Man verkauft heute Wohnungen nicht mehr einzeln, sondern man bringt den gesamten Bestand in eine Kapitalgesellschaft ein und verkauft anschließend übrigens dank der Fürsorge von Herrn Eichel und Herrn Möller - die Kapitalanteile zum Teilwert steuerfrei. Das ist das Interessante an der neuen Gesetzgebung, die wir haben.

Die Rendite aus dem Geschäft Wohnungsvermietung und -verwaltung ist vergleichsweise gering; hohe Renditen sind dagegen aus Verkäufen zu erzielen, vor allen Dingen, wenn man Wohnungen zu einem Fünftel ihres Verkehrswertes erwirbt und dann zu eben diesem Verkehrswert verkauft, nicht einzeln, sondern zum Verkehrswert der Anteile an der Kapitalgesellschaft, in der die Wohnungen gehalten werden.
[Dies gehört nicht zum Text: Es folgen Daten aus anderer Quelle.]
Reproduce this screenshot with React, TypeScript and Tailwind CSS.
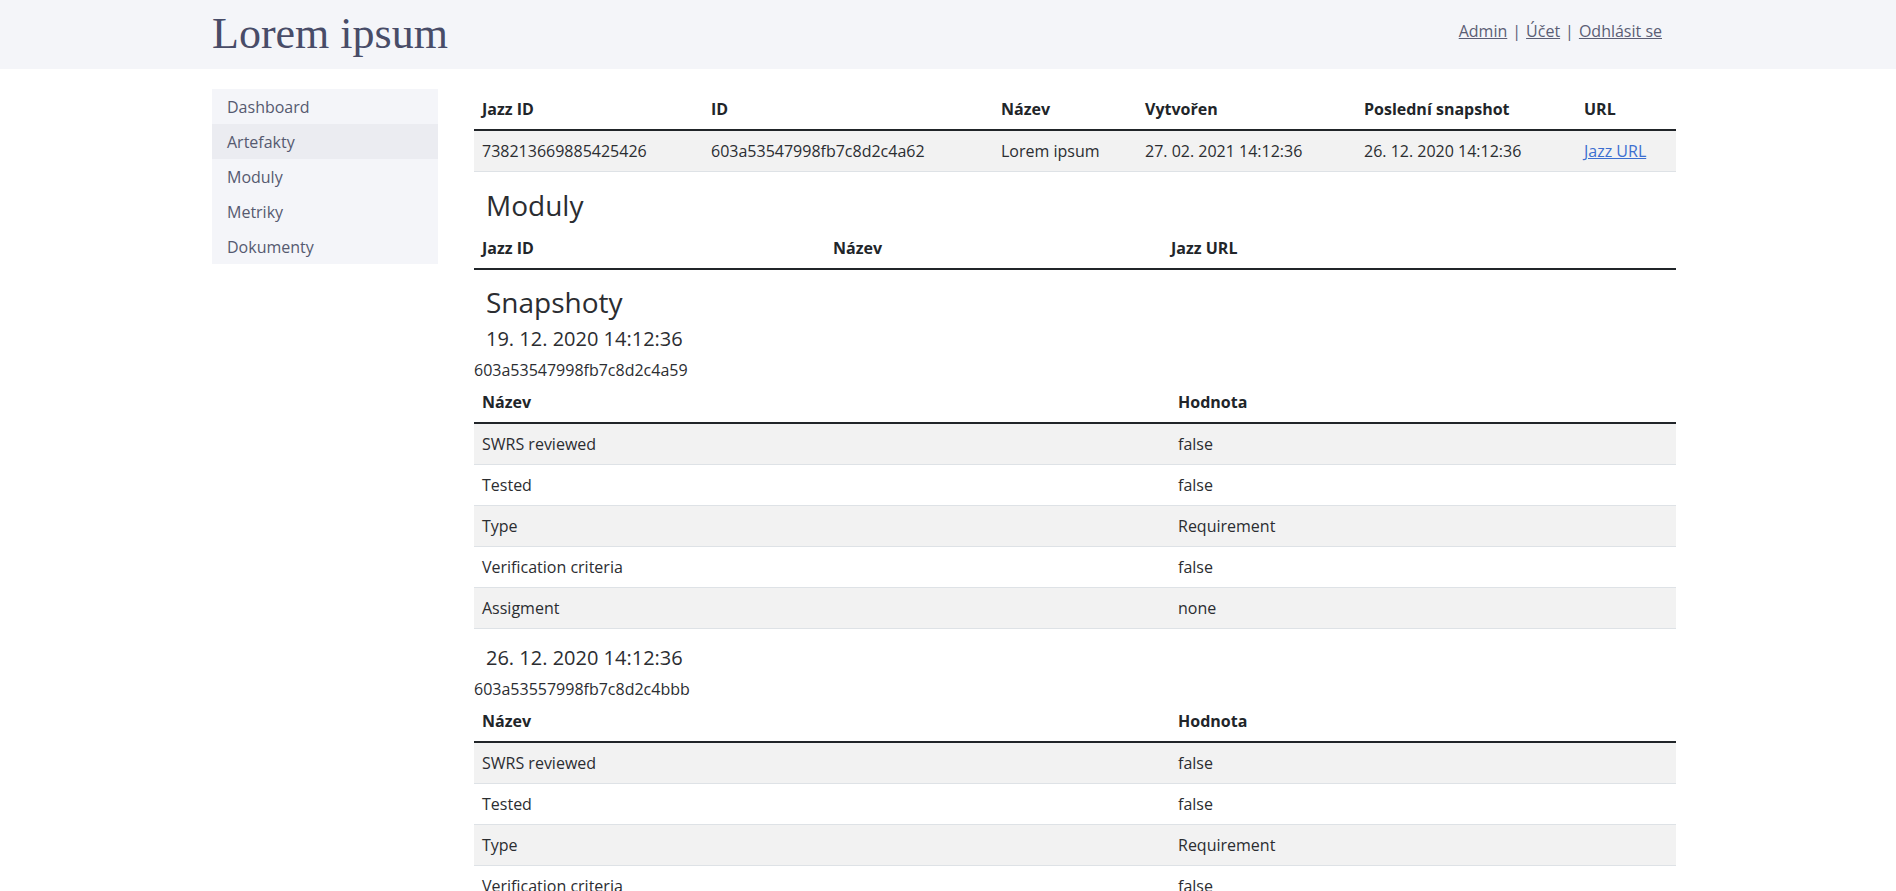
import React from "react";

const sideItems = ["Dashboard", "Artefakty", "Moduly", "Metriky", "Dokumenty"];

type Snapshot = {
  date: string;
  id: string;
  values: [string, string][];
};

const snapshots: Snapshot[] = [
  {
    date: "19. 12. 2020 14:12:36",
    id: "603a53547998fb7c8d2c4a59",
    values: [
      ["SWRS reviewed", "false"],
      ["Tested", "false"],
      ["Type", "Requirement"],
      ["Verification criteria", "false"],
      ["Assigment", "none"],
    ],
  },
  {
    date: "26. 12. 2020 14:12:36",
    id: "603a53557998fb7c8d2c4bbb",
    values: [
      ["SWRS reviewed", "false"],
      ["Tested", "false"],
      ["Type", "Requirement"],
      ["Verification criteria", "false"],
      ["Assigment", "none"],
    ],
  },
];

function Th({ children, w }: { children?: React.ReactNode; w?: string }) {
  return (
    <th className={`px-2 py-2 text-left font-bold leading-6 text-[#212529] ${w ?? ""}`}>
      {children}
    </th>
  );
}

function Td({ children }: { children?: React.ReactNode }) {
  return <td className="px-2 py-2 leading-6">{children}</td>;
}

export default function App() {
  return (
    <div className="min-h-screen bg-white font-['Open_Sans',sans-serif] text-[16px] text-[#2b2d31]">
      <header className="h-[69px] bg-[#f4f5f9]">
        <div className="mx-auto flex h-full w-[1472px] items-center justify-between pr-[22px]">
          <h1 className="pb-[2px] font-['Liberation_Serif',serif] text-[44px] leading-none text-[#484c68]">
            Lorem ipsum
          </h1>
          <nav className="pb-[7px] text-[16px] text-[#5b5e75]">
            <a href="#" className="underline">Admin</a>
            <span className="mx-[5px]">|</span>
            <a href="#" className="underline">Účet</a>
            <span className="mx-[5px]">|</span>
            <a href="#" className="underline">Odhlásit se</a>
          </nav>
        </div>
      </header>

      <div className="mx-auto mt-[20px] flex w-[1472px] items-start gap-[36px]">
        <aside className="w-[226px] shrink-0 bg-[#f4f5f9]">
          {sideItems.map((item) => (
            <div
              key={item}
              className={`h-[35px] px-[15px] pt-px leading-[35px] text-[#565a70] ${
                item === "Artefakty" ? "bg-[#ebecf1]" : ""
              }`}
            >
              {item}
            </div>
          ))}
        </aside>

        <main className="w-[1202px]">
          <table className="w-full table-fixed border-collapse">
            <thead>
              <tr className="border-b-2 border-[#212529]">
                <Th w="w-[229px]">Jazz ID</Th>
                <Th w="w-[290px]">ID</Th>
                <Th w="w-[144px]">Název</Th>
                <Th w="w-[219px]">Vytvořen</Th>
                <Th w="w-[220px]">Poslední snapshot</Th>
                <Th>URL</Th>
              </tr>
            </thead>
            <tbody>
              <tr className="border-b border-[#dee2e6] bg-[#f2f2f2]">
                <Td>738213669885425426</Td>
                <Td>603a53547998fb7c8d2c4a62</Td>
                <Td>Lorem ipsum</Td>
                <Td>27. 02. 2021 14:12:36</Td>
                <Td>26. 12. 2020 14:12:36</Td>
                <Td>
                  <a href="#" className="text-[#3d6fd0] underline">
                    Jazz URL
                  </a>
                </Td>
              </tr>
            </tbody>
          </table>

          <h2 className="mt-[16px] pl-[12px] text-[28px] leading-[34px]">Moduly</h2>
          <table className="mt-[6px] w-full table-fixed border-collapse">
            <thead>
              <tr className="border-b-2 border-[#212529]">
                <Th w="w-[351px]">Jazz ID</Th>
                <Th w="w-[338px]">Název</Th>
                <Th>Jazz URL</Th>
              </tr>
            </thead>
          </table>

          <h2 className="mt-[15px] pl-[12px] text-[28px] leading-[34px]">Snapshoty</h2>

          {snapshots.map((snap, i) => (
            <section key={snap.id} className={i === 0 ? "mt-[8px]" : "mt-[17px]"}>
              <h3 className="pl-[12px] text-[20px] leading-6">{snap.date}</h3>
              <div className="mt-[7px] leading-6">{snap.id}</div>
              <table className="w-full table-fixed border-collapse">
                <thead>
                  <tr className="border-b-2 border-[#212529]">
                    <Th w="w-[696px]">Název</Th>
                    <Th>Hodnota</Th>
                  </tr>
                </thead>
                <tbody>
                  {snap.values.map(([name, value], j) => (
                    <tr
                      key={name}
                      className={`border-b border-[#dee2e6] ${
                        j % 2 === 0 ? "bg-[#f2f2f2]" : ""
                      }`}
                    >
                      <Td>{name}</Td>
                      <Td>{value}</Td>
                    </tr>
                  ))}
                </tbody>
              </table>
            </section>
          ))}
        </main>
      </div>
    </div>
  );
}
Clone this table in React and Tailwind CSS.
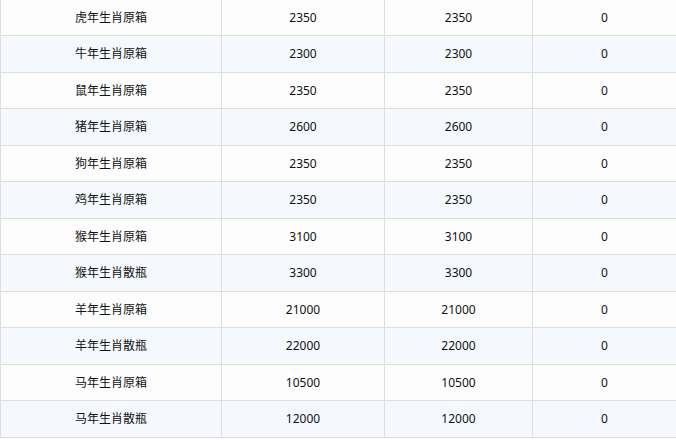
const rows = [
  ["虎年生肖原箱", "2350", "2350", "0"],
  ["牛年生肖原箱", "2300", "2300", "0"],
  ["鼠年生肖原箱", "2350", "2350", "0"],
  ["猪年生肖原箱", "2600", "2600", "0"],
  ["狗年生肖原箱", "2350", "2350", "0"],
  ["鸡年生肖原箱", "2350", "2350", "0"],
  ["猴年生肖原箱", "3100", "3100", "0"],
  ["猴年生肖散瓶", "3300", "3300", "0"],
  ["羊年生肖原箱", "21000", "21000", "0"],
  ["羊年生肖散瓶", "22000", "22000", "0"],
  ["马年生肖原箱", "10500", "10500", "0"],
  ["马年生肖散瓶", "12000", "12000", "0"],
];

export default function App() {
  return (
    <div
      className="w-[676px] h-[440px] overflow-hidden bg-white text-[12px] text-[#111111]"
      style={{ fontFamily: '"Noto Sans", "Noto Sans CJK SC", sans-serif' }}
    >
      <div className="border-t border-[#e0e0e0] h-0" />
      <div className="-mt-[1.5px]">
        {rows.map((r, i) => (
          <div
            key={i}
            className={`grid grid-cols-[222px_163px_148px_1fr] h-[36.5px] border-b border-[#dedede] ${
              i % 2 === 0 ? "bg-[#fdfdfd]" : "bg-[#f5f9fe]"
            }`}
          >
            <div className="flex items-center justify-center pt-[1px] border-l border-r border-[#dedede]">{r[0]}</div>
            <div className="flex items-center justify-center pt-[1px] border-r border-[#dedede]">{r[1]}</div>
            <div className="flex items-center justify-center pt-[1px] border-r border-[#dedede]">{r[2]}</div>
            <div className="flex items-center justify-center pt-[1px]">{r[3]}</div>
          </div>
        ))}
      </div>
    </div>
  );
}
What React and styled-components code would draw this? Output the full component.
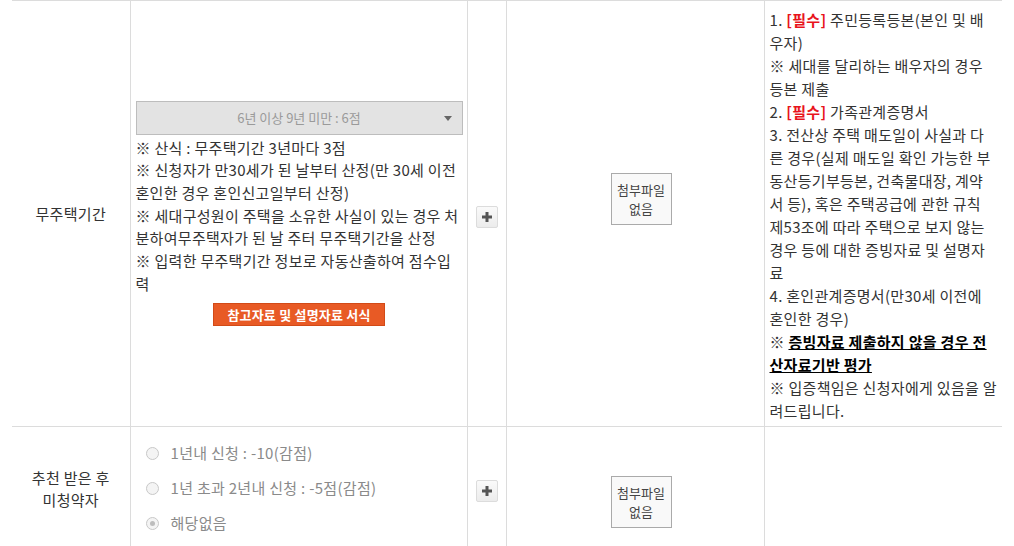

Hierzu ein Zitat aus einem Artikel in der „Welt“ vom 4. März 2000 über den Vorstandsvorsitzendenden der WCM Immobilienund Beteiligungsgesellschaft, Dr. Lutz Ristow. Vielleicht lesen Sie das einmal nach, weil die Geschäftspraktiken der Immobilien-AGs alle identisch sind. Dort heißt es:

„Was will die WCM mit Wohnungen? - Der Wertehebel - so Ristow - liegt in den ehemals gemeinnützigen Wohnungsgesellschaften. Mit der Abschaffung der Gemeinnützigkeit erhielten sie ein wertvolles Abschiedsgeschenk: Der Wert der Immobilien, die abgeschrieben damals vielleicht mit 200 DM pro Quadratmeter in den Büchern standen, konnte auf den Teilwert hochgeschrieben werden, Veräußerungserlöse sind daher bis zur Höhe des Teilwerts steuerfrei.“

Weiter heißt es wörtlich:

„Das eigentliche Geschäft... beginnt jedoch erst. Denn die knappen Haushaltskassen zwingen die öffentliche Hand zunehmend, sich von ihren Wohnungsbeständen zu trennen. Und die Unternehmensteuerreform eröffnet Immobilien-AGs neue Möglichkeiten, weil künftig Tochtergesellschaften steuerfrei veräußert werden können.“

Liebe Kolleginnen und Kollegen, Immobilien-AGs übrigens von uns gar nicht bestritten - sind Wirtschaftsunternehmen und Wirtschaftsunternehmen sind

(Wolfgang Kubicki)

Werkzeuge, um Hindernisse auf dem Weg zum Gewinn zu überwinden. Sie glauben doch nicht etwa im Ernst, B&L würde auf die möglichen Erträge aus der Verwertung der LEG-Anteile verzichten, ja überhaupt verzichten können! So etwas können nur Leute glauben, die 1,1 Milliarden DM für 216 Millionen DM weggeben.

(Beifall bei FDP und CDU)

Angesichts der Dimension der Verfehlung des strategischen Ziels, den Ausverkauf der LEG-Wohnungen zu verhindern, fallen die anderen Ziele kaum mehr ins Gewicht. Deshalb komme ich jetzt zu meinem rationalen Begründungsversuch für das Versagen der Regierung beim LEG-Verkauf.

Im Haushaltsgesetz 2001 erhielt der Finanzminister die Ermächtigung, LEG-Anteile zu verkaufen; 210 Millionen DM Einnahmen stellte er schon vorsorglich in den Haushalt ein und die Insolvenzbilanz 2001 war damit schöngerechnet.